Dyson, head of clinical orthopedics at the Centre for Equine Studies at Britain’s Animal Health Trust, discusses at-length how owners and trainers fall short in recognizing lameness.

In a recent issue of Applied Animal Behavior Science, Dyson writes, “There appears to be a perception among riders and trainers that horses can have ‘a lazy limb,’ whereas in reality most of those horses are lame.”

One of many studies within Dyson’s review found that out of 23 horses designated as sound by their owners, 14 displayed lameness. Another study reported that out of 57 show jumping and dressage horses, all sound according to their owners, only 14 were actually normal under all circumstances of performance.

Dyson understands that noticing minor lameness can be difficult, but says that there are plenty of markers that could be recognized with vigilance.

According to Dyson, many symptoms of lameness, including behavioral markers, such as folding ears back or riding with an open mouth, often go unnoticed. Dyson stresses the importance of paying attention to these behavioral cues.

To accurately assess lameness, a wide range of activity must be observed.

“There are many lamenesses that are only apparent in a ridden horse,” Dyson says.

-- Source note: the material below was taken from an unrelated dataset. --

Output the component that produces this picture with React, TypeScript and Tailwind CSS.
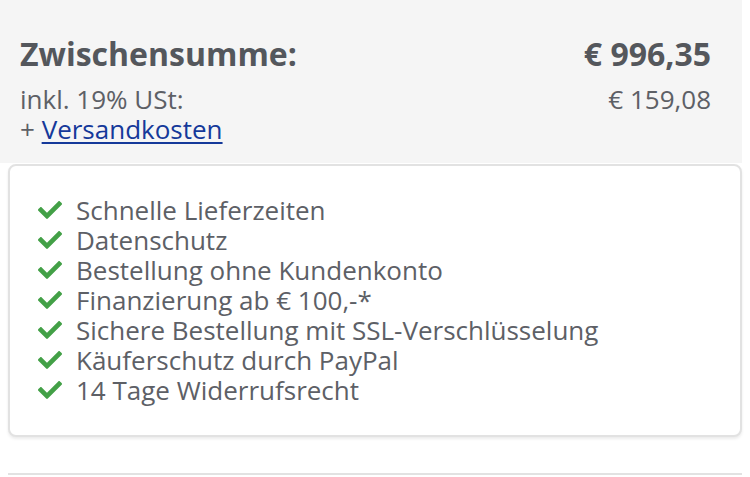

Further, Dyson points out a lack of acknowledgement of how one cares for their horse can contribute to lameness, including whether a saddle is well-fit and the condition of the surface on which they ride.

“There is a huge spectrum of the aspirations of riders and what they wish to achieve with their horses,” says Dyson. “However, whatever the circumstances, optimization of the horse-saddle-rider interaction is crucial for both equine performance and equine welfare.”